Şenpolat, HAYTAP'ın emekli hayvanlar çiftliğinde terk edilen eşek, at, katır, koyun olduğunu kaydederek, "Yaşlanmış, süt vermeyen, yürümeyen, taşımayan hayvanlarını bırakıyorlar. Hayvandan en büyük faydayı yararı bekliyor, 'Depremden, yangından kurtarsın, uyuşturucuyu bulsun, kapımda bekçilik yapsın, yükümü taşısın' ama riskli durumda, yangında ilk terk edilecek de o oluyor. Demek ki insanlar ilk önce kendi yoldaşını satıyor. Bunun başka bir açıklaması olamaz." ifadelerini kullandı.

Türkiye'de sahipsiz hayvan sahiplenme oranının koronavirüs salgınından önce de düşük olduğuna değinen Şenpolat, "Türkiye'de cins olmayan hayvanın zaten hiç şansı yok. İnsanlar yavru, anne altından veya pet shoptan olmasını istiyor. Sahipsiz hayvan sahiplenenler var ama yüzde 1 bile değil, belki binde 1." diye konuştu.

"Ev köpeği ve ev kedisi sokakta kaldığında ne yapacağını bilmiyor"
Gönüllü besleme ve sahiplendirme yapan Ispartakule Patileri oluşumundan Vahide Yüceyüksel de besleme yaptıkları bölgelerde hayvan sayısında artış görüldüğünü belirterek, şunları anlattı:
"Şu anda en çok fark ettiğimiz şey koronavirüs sebebiyle sokağa terk etmelerin artması. Sokakta son 1 hafta içerisinde 3 terk edilmiş köpeğe rastladık. Bunlar evden atıldığı çok belli olan köpekler ve sokakta ne yapacaklarını bilemez durumdalar. Çünkü ev köpeği ve ev kedisi sokakta kaldığında ne yapacağını bilmiyor. Birçok noktada besleme yapan arkadaşlarımızla da haberleşiyoruz. Onlar da terk vakasıyla fazlasıyla karşılaşıyor. İnsanlar genellikle site içlerine kedileri, bizim baktığımız kırsal alanlara, arazilere de köpekleri bırakıyor. Aktif olarak besleme yapan arkadaşlarımız her gün farklı köpek gördüklerini söylüyor."

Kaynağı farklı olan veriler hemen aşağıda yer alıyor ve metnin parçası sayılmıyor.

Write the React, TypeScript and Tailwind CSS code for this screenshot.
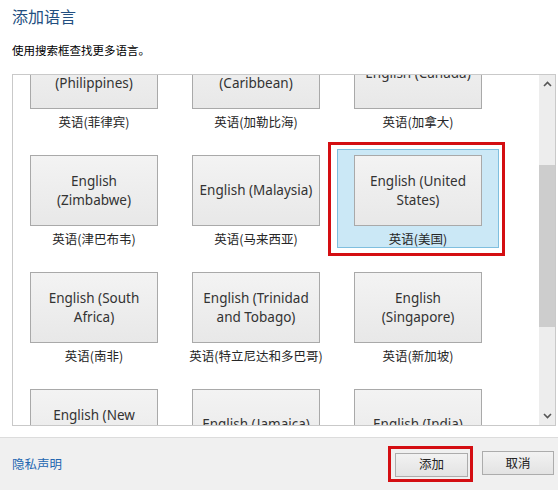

Sokakta yaşayan hayvanların kendi bölgelerini sahiplendiğini, yabancı bir köpeği alanlarına kabul etmek istemediğini dile getiren Yüceyüksel, "Yurt dışında çoğu barınakta köpek kalmadı. Bizim de bu süreçte sahiplenmeye fazlasıyla ihtiyacımız var. Sokaktan kurtarılmaya muhtaç, barınaklarda kapalı tellerin ardında kurtarılmaya bekleyen çok fazla can var. Barınakların çoğu sahiplendirmeye kapalı değil, sahiplenme yapabilirler." diye konuştu.

Yüceyüksel, 1-2 üretim çiftliğinin de satın almalar durduğu gerekçesiyle "sokağa salım yapacağı" bilgisi verdiğini aktararak, "Geçici yuva da hayat kurtarıyor. Birçok hayvana geçici yuvalık yaparak kalıcı yuvalarına gitmelerini sağlayabiliyoruz." dedi.